Author ORCID Identifier

https://orcid.org/0000-0002-4271-0671

Date of Award

5-6-2019

Degree Type

Dissertation

Degree Name

Doctor of Philosophy (PhD)

Department

Physics and Astronomy

First Advisor

Misty C. Bentz

Second Advisor

D. Michael Crenshaw

Third Advisor

Mukesh Dhamala

Fourth Advisor

Monica Valluri

Abstract

The mass of a supermassive black hole (MBH) is a fundamental property that can be obtained through observational methods. Constraining MBH through multiple methods for an individual galaxy is important for verifying the accuracy of different techniques, and for investigating the assumptions inherent in each method. However, there exist only a few galaxies where multiple MBH determination techniques can be applied. NGC 4151 is one of these rare galaxies for which multiple methods can be used, stellar and gas dynamical modeling because of its proximity and reverberation mapping because of its active accretion.
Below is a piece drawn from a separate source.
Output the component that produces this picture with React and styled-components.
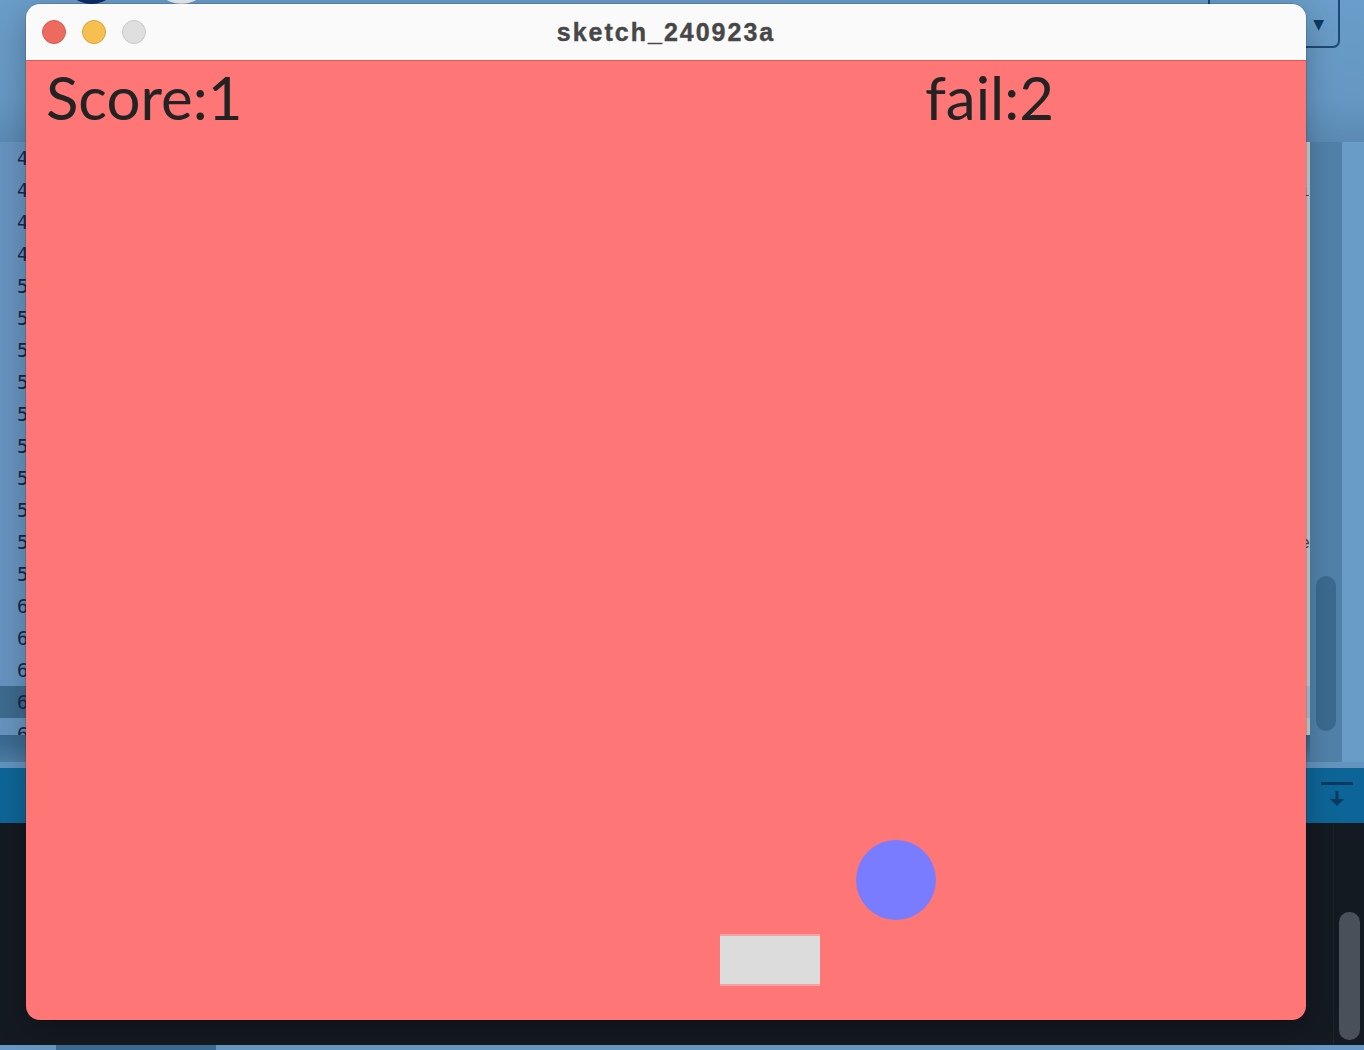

In this work, we reduced the integral field unit spectroscopy of the nucleus of NGC 4151 from Onken et al., observed in the H band with Gemini North NIFS, improving the process itself as well as the analysis of the spatially-resolved spectra. We also improved on the methods for constraining the line of sight velocity distribution as a function of position within the nucleus. Stellar dynamical modeling was then performed over a range of choices of MBH and mass-to-light ratio, as well as the de-projected luminosity density for various inclinations. The best reproduction of the observed kinematics and luminosity density was found with MBH = 2.44 +/- 0.16 x 10^7 MSun and mass-to-light ratio = 0.318 +/- 0.003 MSun/LSun and an inclination of 45 degrees. This measurement falls within the range of values in the literature; it is below the reverberation mapping mass of Bentz et al. (3.59 +0.45 -0.37 x 10^7 MSun) and above the reverberation mapping mass of De Rosa et al. (1.97 +/- 0.04 x 10^7 MSun), and within the uncertainties on both the gas dynamical modeling mass of Hicks & Malkan (3.0 +0.8 -2.2 x 10^7 MSun) and the stellar dynamical modeling mass of Onken et al. (3.60 +/- 1.10 x 10^7 MSun). This work also represents a preparatory step in the application of a new bar-optimized stellar dynamical modeling code.